* _The problem_:
Your answer is a single number: the count of lines that contain the string "components".

* _Dataset section_:
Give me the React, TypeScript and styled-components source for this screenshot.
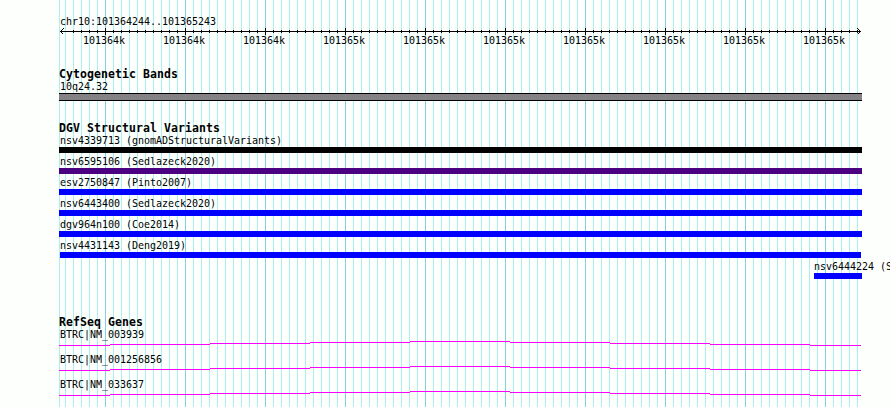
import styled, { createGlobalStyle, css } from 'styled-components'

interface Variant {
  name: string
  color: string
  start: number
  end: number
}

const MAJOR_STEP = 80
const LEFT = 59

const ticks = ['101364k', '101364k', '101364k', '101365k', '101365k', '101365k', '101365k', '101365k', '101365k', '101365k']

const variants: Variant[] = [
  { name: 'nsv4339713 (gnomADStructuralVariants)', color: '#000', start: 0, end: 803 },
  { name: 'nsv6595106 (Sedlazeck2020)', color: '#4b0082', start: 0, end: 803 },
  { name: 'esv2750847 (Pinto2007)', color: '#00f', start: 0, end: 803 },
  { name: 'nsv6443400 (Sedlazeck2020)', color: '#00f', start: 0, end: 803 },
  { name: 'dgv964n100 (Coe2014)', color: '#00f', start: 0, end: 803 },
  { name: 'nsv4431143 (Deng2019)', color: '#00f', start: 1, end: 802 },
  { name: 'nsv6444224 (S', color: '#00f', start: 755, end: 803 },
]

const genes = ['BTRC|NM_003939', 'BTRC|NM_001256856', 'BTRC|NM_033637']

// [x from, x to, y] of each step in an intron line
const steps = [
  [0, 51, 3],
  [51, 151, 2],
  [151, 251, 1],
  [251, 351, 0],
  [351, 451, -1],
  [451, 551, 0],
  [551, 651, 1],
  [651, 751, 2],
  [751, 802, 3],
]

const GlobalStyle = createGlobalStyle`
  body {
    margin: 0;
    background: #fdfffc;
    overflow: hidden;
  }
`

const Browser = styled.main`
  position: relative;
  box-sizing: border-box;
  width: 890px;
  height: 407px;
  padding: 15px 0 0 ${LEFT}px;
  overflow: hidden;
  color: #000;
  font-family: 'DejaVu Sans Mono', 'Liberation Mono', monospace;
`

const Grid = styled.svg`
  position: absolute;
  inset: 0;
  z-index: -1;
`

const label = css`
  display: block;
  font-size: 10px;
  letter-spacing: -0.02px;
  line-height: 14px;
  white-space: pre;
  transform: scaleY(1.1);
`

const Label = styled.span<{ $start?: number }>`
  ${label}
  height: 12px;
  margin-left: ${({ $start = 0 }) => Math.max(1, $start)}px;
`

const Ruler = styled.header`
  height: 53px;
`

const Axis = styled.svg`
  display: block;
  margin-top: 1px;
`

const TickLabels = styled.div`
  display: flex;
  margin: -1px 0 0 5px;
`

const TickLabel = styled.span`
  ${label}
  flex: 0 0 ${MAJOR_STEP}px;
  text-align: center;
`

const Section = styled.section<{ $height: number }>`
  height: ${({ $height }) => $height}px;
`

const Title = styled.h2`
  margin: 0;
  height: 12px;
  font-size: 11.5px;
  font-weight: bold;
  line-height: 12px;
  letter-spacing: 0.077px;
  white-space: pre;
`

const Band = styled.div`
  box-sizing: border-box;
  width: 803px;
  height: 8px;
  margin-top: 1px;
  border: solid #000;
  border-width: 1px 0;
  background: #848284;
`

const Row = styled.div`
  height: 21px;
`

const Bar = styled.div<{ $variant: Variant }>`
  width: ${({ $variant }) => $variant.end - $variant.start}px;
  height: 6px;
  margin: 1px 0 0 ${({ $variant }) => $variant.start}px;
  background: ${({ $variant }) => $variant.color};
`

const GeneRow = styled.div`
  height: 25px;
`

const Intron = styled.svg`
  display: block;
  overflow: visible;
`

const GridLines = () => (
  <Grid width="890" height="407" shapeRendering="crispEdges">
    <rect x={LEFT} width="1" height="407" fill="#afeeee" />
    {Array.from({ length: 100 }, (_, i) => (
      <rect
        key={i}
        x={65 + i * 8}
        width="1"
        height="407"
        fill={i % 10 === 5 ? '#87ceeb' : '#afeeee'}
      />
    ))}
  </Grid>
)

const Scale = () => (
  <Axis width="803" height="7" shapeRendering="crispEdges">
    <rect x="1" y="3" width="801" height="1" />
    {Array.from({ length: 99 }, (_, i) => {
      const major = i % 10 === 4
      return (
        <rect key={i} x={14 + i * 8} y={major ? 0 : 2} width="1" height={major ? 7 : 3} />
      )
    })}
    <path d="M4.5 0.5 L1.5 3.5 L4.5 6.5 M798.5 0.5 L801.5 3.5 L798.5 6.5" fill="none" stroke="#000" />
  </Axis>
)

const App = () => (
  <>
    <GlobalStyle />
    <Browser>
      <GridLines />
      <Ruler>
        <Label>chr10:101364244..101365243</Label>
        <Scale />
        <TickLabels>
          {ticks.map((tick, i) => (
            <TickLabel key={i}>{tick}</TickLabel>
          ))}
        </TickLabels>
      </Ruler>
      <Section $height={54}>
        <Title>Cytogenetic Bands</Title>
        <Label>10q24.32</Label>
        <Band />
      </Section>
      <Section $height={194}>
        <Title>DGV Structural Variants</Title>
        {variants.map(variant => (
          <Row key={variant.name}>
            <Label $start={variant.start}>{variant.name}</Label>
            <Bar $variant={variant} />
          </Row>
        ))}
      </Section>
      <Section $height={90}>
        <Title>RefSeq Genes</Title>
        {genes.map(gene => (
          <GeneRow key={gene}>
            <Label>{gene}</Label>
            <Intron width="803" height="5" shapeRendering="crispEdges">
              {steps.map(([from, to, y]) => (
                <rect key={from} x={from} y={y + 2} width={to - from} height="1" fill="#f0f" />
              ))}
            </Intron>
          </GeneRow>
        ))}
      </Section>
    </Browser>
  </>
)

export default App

* _Response for this exercise_:
2